ADRIAN SARGEANT, professor of marketing at Henley Management College

The public, we are often told, are increasingly worried that a large proportion of their donations to charity will be "wasted

on fundraising and administration.

In reality, much of this criticism has been whipped up by a scandal-hungry media and a plethora of ill-informed voices that don't understand how fund-raising works.

Distinguishing cause from effect is obviously tricky. Research at Henley Management College suggests that the public feel they should be concerned about fundraising because the press has told them that they should be - rather than the press responding to public concerns.

The upshot of all this nonsense is that a large proportion of givers now believe that charities spend too much on fundraising and only around 65 per cent of their gift will actually be applied to the cause. But while donors believe this could and should be improved, in reality, we are as a sector much better already.

There is an urgent need to educate people about the reality of fundraising, and to find an easy-to-understand vehicle for explaining costs. Sadly, the majority of recent studies have either been of the "name and shame

variety or they have produced simple ratios comparing organisations with little or no information provided about what drives these results.

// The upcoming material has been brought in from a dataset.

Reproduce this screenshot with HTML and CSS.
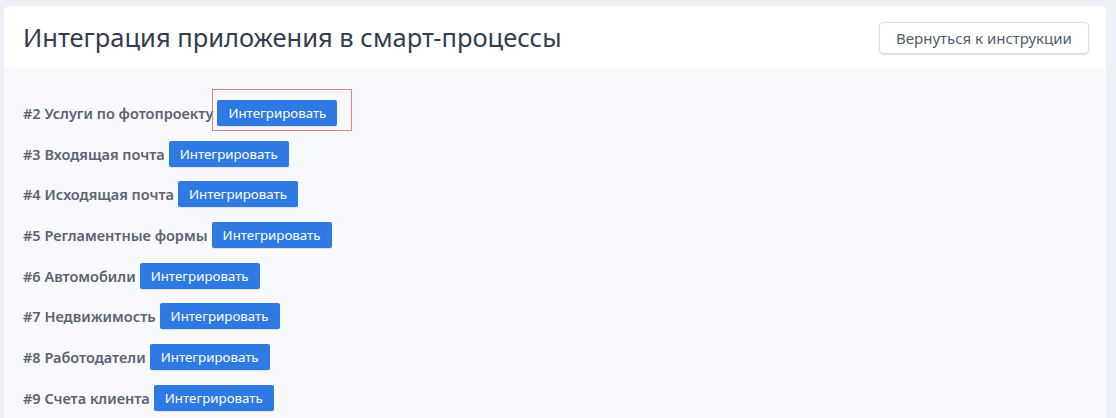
FILE: index.html
```html
<!DOCTYPE html>
<html lang="ru">
<head>
<meta charset="utf-8">
<link rel="stylesheet" href="styles.css">
</head>
<body>
<div class="card">
  <div class="card-header">
    <h1 class="title">Интеграция приложения в смарт-процессы</h1>
    <button class="btn-back">Вернуться к инструкции</button>
  </div>
  <div class="card-body">
    <div class="row"><span class="label">#2 Услуги по фотопроекту</span><span class="highlight"><button class="btn-int">Интегрировать</button></span></div>
    <div class="row"><span class="label">#3 Входящая почта</span><button class="btn-int">Интегрировать</button></div>
    <div class="row"><span class="label">#4 Исходящая почта</span><button class="btn-int">Интегрировать</button></div>
    <div class="row"><span class="label">#5 Регламентные формы</span><button class="btn-int">Интегрировать</button></div>
    <div class="row"><span class="label">#6 Автомобили</span><button class="btn-int">Интегрировать</button></div>
    <div class="row"><span class="label">#7 Недвижимость</span><button class="btn-int">Интегрировать</button></div>
    <div class="row"><span class="label">#8 Работодатели</span><button class="btn-int">Интегрировать</button></div>
    <div class="row"><span class="label">#9 Счета клиента</span><button class="btn-int">Интегрировать</button></div>
  </div>
</div>
</body>
</html>
```
FILE: styles.css
```css
html, body {
  margin: 0;
  padding: 0;
  background: #edf0f7;
  font-family: "Noto Sans", "Open Sans", sans-serif;
  overflow: hidden;
}
body {
  padding: 6px 10px 0 4px;
  height: 418px;
  box-sizing: border-box;
}
.card {
  background: #f8f9fd;
  border-radius: 6px 6px 0 0;
  overflow: hidden;
  height: 100%;
}
.card-header {
  background: #ffffff;
  height: 62px;
  display: flex;
  align-items: center;
  justify-content: space-between;
  padding: 0 17px 0 19px;
  box-sizing: border-box;
}
.title {
  margin: 0;
  font-size: 25.5px;
  font-weight: 400;
  color: #333d4d;
}
.btn-back {
  font-family: inherit;
  font-size: 15px;
  color: #535c69;
  background: #fff;
  border: 1px solid #dcdfe4;
  border-radius: 4px;
  height: 32px;
  width: 210px;
  padding: 0;
  box-shadow: 0 1px 2px rgba(0,0,0,0.12);
  margin-top: 2px;
}
.card-body {
  padding: 32px 19px 0 19px;
  display: flex;
  flex-direction: column;
  gap: 14.7px;
}
.row {
  display: flex;
  align-items: center;
  height: 26px;
}
.label {
  font-size: 14.5px;
  font-weight: 600;
  color: #5a6371;
  margin-right: 4px;
}
.highlight {
  position: relative;
  display: flex;
}
.highlight::after {
  content: "";
  position: absolute;
  left: -5px;
  top: -11px;
  right: -15px;
  bottom: -5px;
  border: 1px solid #f07c7c;
}
.btn-int {
  font-family: inherit;
  font-size: 13.3px;
  color: #ffffff;
  background: #2f7ae2;
  border: none;
  border-radius: 2px;
  height: 26px;
  width: 120px;
  padding: 0;
  box-shadow: 0 1px 1px rgba(0,0,0,0.1);
}
```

It is time to hit back and to provide better quality information to donors, not just about fundraising costs but also other aspects of voluntary-sector performance. There are already various initiatives, led by bodies such as the Institute of Fundraising, the Charity Finance Directors' Group and the National Council for Voluntary Organisations. The sector needs to provide this information, but it also needs to stop being defensive and to actively promote what it does.

This is simply the difference between apologising to a donor for having spent 10p of their £1 donation on fundraising and saying to them instead: "We spent 90p of your gift helping starving children and guess what - with the remaining 10p we went out and got another £1.

Two sides of the same coin, but a world of difference in terms of how we promote and build confidence in what we do.